§ **Extracted entries**:
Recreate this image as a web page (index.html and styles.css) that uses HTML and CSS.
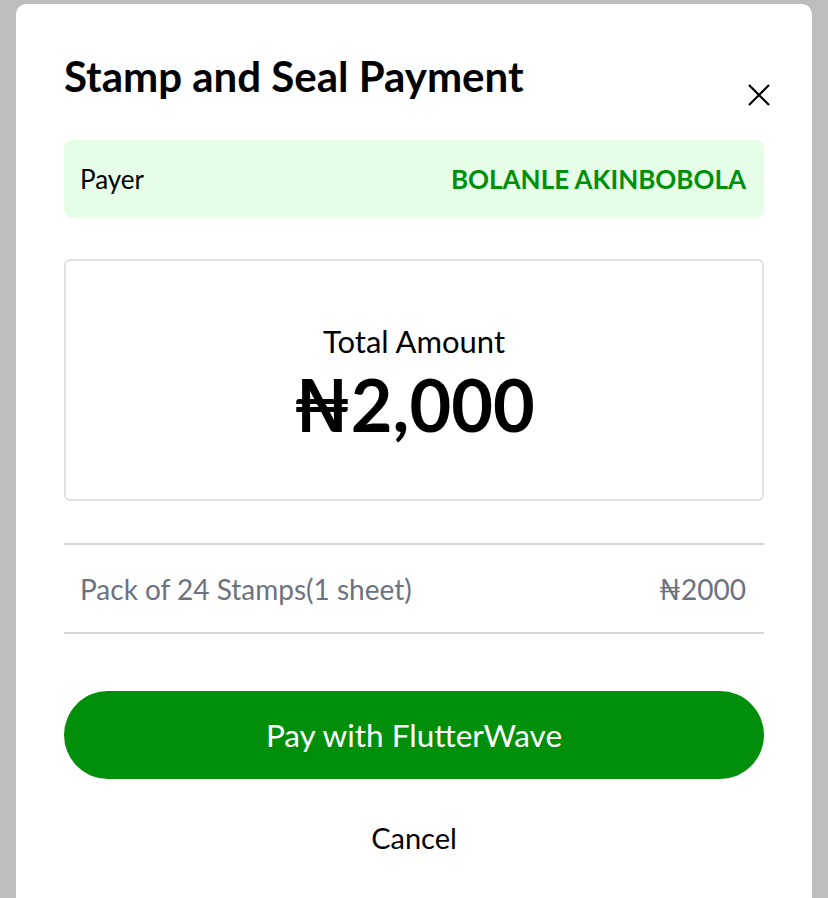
FILE: index.html
```html
<!DOCTYPE html>
<html>
<head>
<meta charset="utf-8">
<link rel="stylesheet" href="styles.css">
</head>
<body>
<div class="modal">
  <div class="header">
    <h1 class="title">Stamp and Seal Payment</h1>
    <button class="close" aria-label="Close">
      <svg width="24" height="24" viewBox="0 0 24 24"><path d="M2 2L22 22M22 2L2 22" stroke="#000" stroke-width="2.2" fill="none"/></svg>
    </button>
  </div>
  <div class="payer">
    <span class="payer-label">Payer</span>
    <span class="payer-name">BOLANLE AKINBOBOLA</span>
  </div>
  <div class="total">
    <div class="total-label">Total Amount</div>
    <div class="total-value">₦2,000</div>
  </div>
  <div class="item">
    <span>Pack of 24 Stamps(1 sheet)</span>
    <span>₦2000</span>
  </div>
  <button class="pay">Pay with FlutterWave</button>
  <button class="cancel">Cancel</button>
</div>
</body>
</html>
```
FILE: styles.css
```css
html, body {
  margin: 0;
  padding: 0;
  height: 100%;
  overflow: hidden;
}
body {
  background: #bdbdbd;
  font-family: Lato, "Noto Sans", sans-serif;
  color: #000;
}
.modal {
  margin: 4px 16px 0 16px;
  background: #fff;
  border-radius: 10px 10px 0 0;
  padding: 44px 48px 40px 48px;
  height: 1000px;
  box-sizing: border-box;
}
.header {
  display: flex;
  justify-content: space-between;
  align-items: flex-start;
}
.title {
  margin: 0;
  font-size: 42px;
  line-height: 56px;
  font-weight: 700;
  letter-spacing: 0;
}
.close {
  border: 0;
  background: none;
  padding: 0;
  margin: 35px -7px 0 0;
  width: 24px;
  height: 24px;
}
.payer {
  margin-top: 33px;
  height: 78px;
  background: #e6fde7;
  border-radius: 8px;
  display: flex;
  justify-content: space-between;
  align-items: center;
  padding: 0 18px 0 16px;
  font-size: 26px;
}
.payer-name {
  color: #008f0a;
  font-weight: 700;
}
.total {
  margin-top: 41px;
  height: 242px;
  padding-top: 12px;
  border: 2px solid #e2e2e2;
  border-radius: 6px;
  box-sizing: border-box;
  display: flex;
  flex-direction: column;
  align-items: center;
  justify-content: center;
}
.total-label {
  font-size: 31px;
  line-height: 36px;
  margin-top: -6px;
}
.total-value {
  font-size: 72px;
  font-weight: 700;
  line-height: 80px;
  margin-top: 5px;
}
.item {
  margin-top: 42px;
  height: 91px;
  border-top: 2px solid #d6d6d8;
  border-bottom: 2px solid #d6d6d8;
  box-sizing: border-box;
  display: flex;
  justify-content: space-between;
  align-items: center;
  padding: 0 18px 0 16px;
  color: #6b7280;
  font-size: 28px;
}
.pay {
  display: block;
  width: 100%;
  margin-top: 57px;
  height: 88px;
  border: 0;
  border-radius: 44px;
  background: #008f0a;
  color: #fff;
  font-family: inherit;
  font-size: 31.5px;
}
.cancel {
  display: block;
  margin: 31px auto 0 auto;
  border: 0;
  background: none;
  font-family: inherit;
  font-size: 29px;
  color: #000;
  padding: 10px 20px;
}
```
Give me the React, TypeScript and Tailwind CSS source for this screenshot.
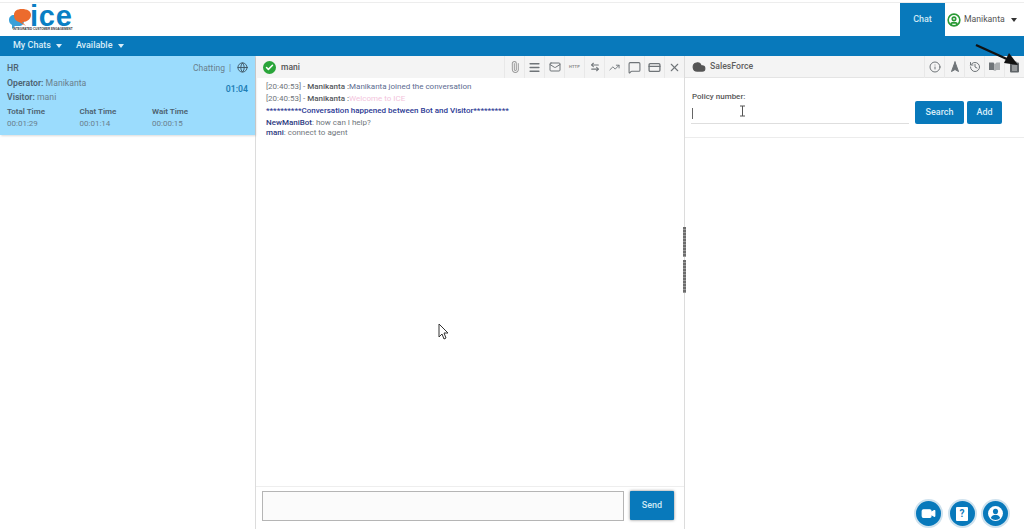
import {
  Paperclip,
  Menu,
  Mail,
  ArrowLeftRight,
  TrendingUp,
  MessageSquare,
  CreditCard,
  X,
  Globe,
  Info,
  Navigation2,
  History,
  Cloud,
  Check,
  CircleUser,
  Video,
} from "lucide-react";

function Caret({ className }: { className: string }) {
  return <span className={`inline-block h-0 w-0 border-x-[3.5px] border-t-[4px] border-x-transparent ${className}`} />;
}

function Logo() {
  return (
    <div className="relative ml-[9px] h-[32px] w-[68px]">
      <svg width="24" height="22" viewBox="0 0 24 22" className="absolute left-0 top-[5px]">
        <path d="M0 12c0-3 2-5 5-5h6c3 0 4 3 4 6s-2 5-5 5H6l-3 3 0-4c-2-1-3-3-3-5z" fill="#3aa0d8" />
        <path d="M5 7c0-4 3-6 8-6s9 2 9 6-4 7-8 7h-1l4 4-7-4c-3-1-5-3-5-7z" fill="#ec6b2d" />
      </svg>
      <span className="absolute left-[21px] top-0 font-['Liberation_Sans',sans-serif] text-[29px] font-bold leading-[26px] tracking-[0.8px] text-[#0a7fc4]">
        ice
      </span>
      <span className="absolute left-[4px] top-[25px] whitespace-nowrap font-['Liberation_Sans',sans-serif] text-[3px] font-bold leading-[3px] text-[#333]">
        INTEGRATED CUSTOMER ENGAGEMENT
      </span>
    </div>
  );
}

function Toolbtn({ children }: { children: React.ReactNode }) {
  return <div className="flex h-[22px] w-[20px] items-center justify-center border-l border-[#e8e8e8] text-[#6f7478]">{children}</div>;
}

function Stat({ label, value }: { label: string; value: string }) {
  return (
    <div className="w-[72.5px]">
      <div className="text-[8px] font-semibold leading-[12px] text-[#4d6270]">{label}</div>
      <div className="text-[8px] leading-[12px] text-[#6a808e]">{value}</div>
    </div>
  );
}

function RoundBtn({ children }: { children: React.ReactNode }) {
  return (
    <div className="flex h-[29px] w-[29px] items-center justify-center rounded-full border-2 border-[#cfe2ee] bg-[#0879bb] text-white">
      {children}
    </div>
  );
}

export default function App() {
  return (
    <div className="relative flex h-[529px] w-[1024px] flex-col overflow-hidden bg-white pt-[2px] font-['Roboto',sans-serif]">
      <header className="flex h-[34px] items-stretch border-t border-[#ededed]">
        <Logo />
        <div className="flex-1" />
        <div className="flex w-[45px] items-center justify-center bg-[#0879bb] text-[9px] font-medium text-[#cfe8f5]">Chat</div>
        <div className="flex w-[79px] items-center pl-[2px] text-[8.7px] text-[#555]">
          <CircleUser size={14} strokeWidth={2.8} className="text-[#2a9a35]" />
          <span className="ml-[3px]">Manikanta</span>
          <Caret className="ml-[6px] border-t-[#333]" />
        </div>
      </header>

      <nav className="flex h-[20px] items-center bg-[#0879bb] pl-[13px] text-[9px] font-medium text-[#d8edf8]">
        <span>My Chats</span>
        <Caret className="ml-[5px] border-t-[#d8edf8]" />
        <span className="ml-[14px]">Available</span>
        <Caret className="ml-[5px] border-t-[#d8edf8]" />
      </nav>

      <main className="flex min-h-0 flex-1">
        <aside className="w-[256px] shrink-0 border-r border-[#dcdcdc]">
          <div className="h-[79px] bg-[#9bdcfd] px-[7px] pt-[6px] shadow-[1px_1px_2px_rgba(0,0,0,0.15)]">
            <div className="flex items-center justify-between text-[8.7px] font-medium leading-[12px] text-[#4d6270]">
              <span>HR</span>
              <span className="flex items-center text-[8.5px] font-normal text-[#6a808e]">
                Chatting
                <span className="ml-[4px] mr-[6px]">|</span>
                <Globe size={11} className="-mt-[2px] text-[#3e5563]" />
              </span>
            </div>
            <div className="mt-[2px] flex items-center justify-between">
              <div>
                <div className="text-[8.7px] leading-[14px] text-[#6a808e]"><span className="font-semibold text-[#4d6270]">Operator:</span> Manikanta</div>
                <div className="text-[8.7px] leading-[14px] text-[#6a808e]"><span className="font-semibold text-[#4d6270]">Visitor:</span> mani</div>
              </div>
              <span className="text-[8.7px] font-semibold text-[#1e7fb6]">01:04</span>
            </div>
            <div className="mt-[2px] flex">
              <Stat label="Total Time" value="00:01:29" />
              <Stat label="Chat Time" value="00:01:14" />
              <Stat label="Wait Time" value="00:00:15" />
            </div>
          </div>
        </aside>

        <section className="relative flex w-[429px] shrink-0 flex-col border-r border-[#dcdcdc]">
          <div className="flex h-[22px] items-center bg-[#f4f4f4] pl-[7px]">
            <span className="flex h-[13px] w-[13px] items-center justify-center rounded-full bg-[#2aa53a] text-white">
              <Check size={9} strokeWidth={4} />
            </span>
            <span className="ml-[5px] pt-[1px] text-[8.5px] font-medium text-[#555]">mani</span>
            <div className="ml-auto flex">
              <Toolbtn><Paperclip size={12} className="rotate-[-45deg] text-[#9a9a9a]" /></Toolbtn>
              <Toolbtn><Menu size={13} strokeWidth={3} /></Toolbtn>
              <Toolbtn><Mail size={12} /></Toolbtn>
              <Toolbtn><span className="text-[4px] font-bold tracking-[0.2px] text-[#888]">HTTP</span></Toolbtn>
              <Toolbtn><ArrowLeftRight size={10} strokeWidth={2.6} /></Toolbtn>
              <Toolbtn><TrendingUp size={11} /></Toolbtn>
              <Toolbtn><MessageSquare size={13} /></Toolbtn>
              <Toolbtn><CreditCard size={13} strokeWidth={2.4} /></Toolbtn>
              <Toolbtn><X size={13} /></Toolbtn>
            </div>
          </div>

          <div className="flex-1 pl-[10px] pt-[2px] text-[8px] text-[#70767c]">
            <div className="leading-[13px]">[20:40:53] - <b className="font-medium text-[#55595d]">Manikanta :</b><span className="text-[#5b6b90]">Manikanta joined the conversation</span></div>
            <div className="leading-[12px]">[20:40:53] - <b className="font-medium text-[#55595d]">Manikanta :</b><span className="text-[#f3c4dc]">Welcome to ICE</span></div>
            <div className="font-medium leading-[12px] text-[#2c3a94]">**********Conversation happened between Bot and Visitor**********</div>
            <div className="mt-[1px] leading-[10px]"><b className="font-medium text-[#2c3a80]">NewManiBot</b>: how can I help?</div>
            <div className="leading-[10px]"><b className="font-medium text-[#2c3a80]">mani</b>: connect to agent</div>
          </div>

          <div className="flex h-[43px] items-start border-t border-[#eeeeee] pl-[6px] pt-[4px]">
            <div className="h-[30px] w-[362px] border border-[#b5b5b5] bg-[#fbfbfb]" />
            <button className="ml-[6px] h-[29px] w-[44px] rounded-[1px] bg-[#0879bb] text-[9px] font-medium text-[#cfe8f5] shadow-[0_0_3px_rgba(0,0,0,0.5)]">Send</button>
          </div>

          {/* splitter handle */}
          <div className="absolute right-[-2px] top-[171px] flex w-[3px] flex-col gap-[3px]">
            <div className="h-[30px] bg-[repeating-linear-gradient(#6d6d6d_0_2px,#9a9a9a_2px_3px)]" />
            <div className="h-[33px] bg-[repeating-linear-gradient(#6d6d6d_0_2px,#9a9a9a_2px_3px)]" />
          </div>
        </section>

        <section className="relative flex min-w-0 flex-1 flex-col">
          <div className="flex h-[22px] items-center border-b border-[#e4e4e4] bg-[#f4f4f4] pl-[7px]">
            <Cloud size={14} fill="#555" className="text-[#555]" />
            <span className="ml-[4px] pt-[1px] text-[8.7px] font-medium text-[#5f5f5f]">SalesForce</span>
            <div className="ml-auto flex">
              <Toolbtn><Info size={12} /></Toolbtn>
              <Toolbtn><Navigation2 size={12} fill="#6f7478" /></Toolbtn>
              <Toolbtn><History size={12} /></Toolbtn>
              <Toolbtn>
                <svg width="13" height="11" viewBox="0 0 13 11">
                  <path d="M1 1.5h4.5L6.5 3v7L5.5 9H1z" fill="#6f7478" />
                  <path d="M12 1.5H8.5L7 3v7l1.5-1H12z" fill="#6f7478" opacity="0.55" />
                </svg>
              </Toolbtn>
              <Toolbtn>
                <svg width="11" height="12" viewBox="0 0 11 12">
                  <rect x="1" y="1.5" width="9" height="10" rx="1" fill="#5f6468" />
                  <rect x="3.5" y="0.5" width="4" height="2" fill="#5f6468" />
                  <path d="M3 5h5M3 7h5M3 9h5" stroke="#e8e8e8" strokeWidth="0.8" />
                </svg>
              </Toolbtn>
            </div>
          </div>
          <div className="flex h-[60px] items-start border-b border-[#ececec] pl-[6px]">
            <div className="w-[218px] pt-[13px]">
              <div className="pl-[1px] text-[8px] font-medium leading-[11px] text-[#555]">Policy number:</div>
              <div className="mt-[2px] flex h-[20px] items-center border-b border-[#dedede] pl-[1px]">
                <span className="h-[11px] w-px bg-[#666]" />
              </div>
            </div>
            <button className="ml-[6px] mt-[23px] h-[23px] w-[49px] rounded-[2px] bg-[#0879bb] text-[9px] font-medium text-[#d8edf8]">Search</button>
            <button className="ml-[3px] mt-[23px] h-[23px] w-[35px] rounded-[2px] bg-[#0879bb] text-[9px] font-medium text-[#d8edf8]">Add</button>
          </div>
          <div className="mt-auto flex justify-end gap-[4.5px] pb-[1px] pr-[14px]">
            <RoundBtn><Video size={15} fill="white" /></RoundBtn>
            <RoundBtn>
              <span className="flex h-[14px] w-[12px] items-center justify-center rounded-[1px] bg-white text-[10px] font-bold leading-none text-[#0879bb]">?</span>
            </RoundBtn>
            <RoundBtn>
              <svg width="17" height="17" viewBox="0 0 16 16">
                <circle cx="8" cy="8" r="7" fill="white" />
                <circle cx="8" cy="6" r="2.4" fill="#0879bb" />
                <path d="M3.6 12.2c.8-2 2.5-3 4.4-3s3.6 1 4.4 3c-1.1 1.1-2.7 1.8-4.4 1.8s-3.3-.7-4.4-1.8z" fill="#0879bb" />
              </svg>
            </RoundBtn>
          </div>
        </section>
      </main>

      {/* annotation arrow */}
      <svg width="50" height="30" viewBox="0 0 50 30" className="absolute left-[973px] top-[42px]">
        <path d="M3 3L36 18" stroke="#111" strokeWidth="2.4" />
        <path d="M45 23L31 21L36 11Z" fill="#111" />
      </svg>
      {/* text cursor */}
      <svg width="7" height="12" viewBox="0 0 7 12" className="absolute left-[739px] top-[105px]">
        <path d="M1 1h5M3.5 1v10M1 11h5" stroke="#555" strokeWidth="1" fill="none" />
      </svg>
      {/* mouse pointer */}
      <svg width="12" height="18" viewBox="0 0 12 18" className="absolute left-[438px] top-[323px]">
        <path d="M1 1v13l3-3 2 5 2-1-2-5h4z" fill="white" stroke="#333" strokeWidth="1" />
      </svg>
    </div>
  );
}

§ **Written problem**:
Look through the entries above for the word "this". Copy every line where it shows up.

§ **Output below**:
Recreate this image as a web page (index.html and styles.css) that uses HTML and CSS.
Give me the React, TypeScript and Tailwind CSS source for this screenshot.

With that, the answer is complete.